8. The thin film transistor according to claim 7, wherein a gap between two adjacent measurement points is defined as a grain boundary when the crystal orientation difference between the two adjacent measurement points exceeds 5 degrees.
9. The thin film transistor according to claim 1, wherein a depth average value of KAM values at each of an upper end portion and a lower end portion of the oxide semiconductor layer is greater than or equal to 0.6 degrees.
10. The thin film transistor according to claim 1, wherein a difference between a depth average of KAM values at an upper end portion or a lower end portion of the oxide semiconductor layer and a depth average of KAM values at a central portion of the oxide semiconductor layer is greater than or equal to 0.1 degrees.
11. The thin film transistor according to claim 1, wherein in the thickness direction of the oxide semiconductor layer, a proportion of a crystal orientation <111> is larger than proportions of a crystal orientation <001> and a crystal orientation <101>.
12. The thin film transistor according to claim 1, wherein at least one of the plurality of crystal grains has a crystal grain length greater than or equal to 100 nm in the direction intersecting the thickness direction of the oxide semiconductor layer.
13. The thin film transistor according to claim 1,
wherein the oxide semiconductor layer comprises:
indium, and
at least one or more metal elements other than indium, and
wherein a ratio of the indium to the indium and the at least one or more metal elements is greater than or equal to 50%.

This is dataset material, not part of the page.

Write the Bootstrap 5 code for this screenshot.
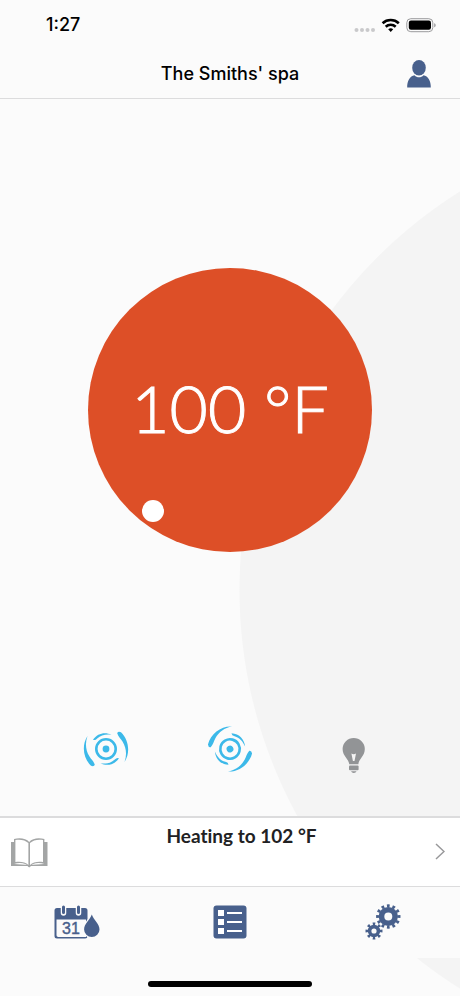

14. The thin film transistor according to claim 1, wherein a band gap of a metal oxide contained in the metal oxide layer is greater than or equal to 4 eV.
15. The thin film transistor according to claim 1, wherein the metal oxide layer comprises one or more metal elements selected from aluminum, magnesium, calcium, scandium, gallium, germanium, strontium, nickel, tantalum, yttrium, zirconium, barium, hafnium, cobalt, and lanthanoid elements.
16. The thin film transistor according to claim 1, wherein a crystal structure of the oxide semiconductor layer is a bixbyite structure.
17. An electronic device comprising the thin film transistor according to claim 1.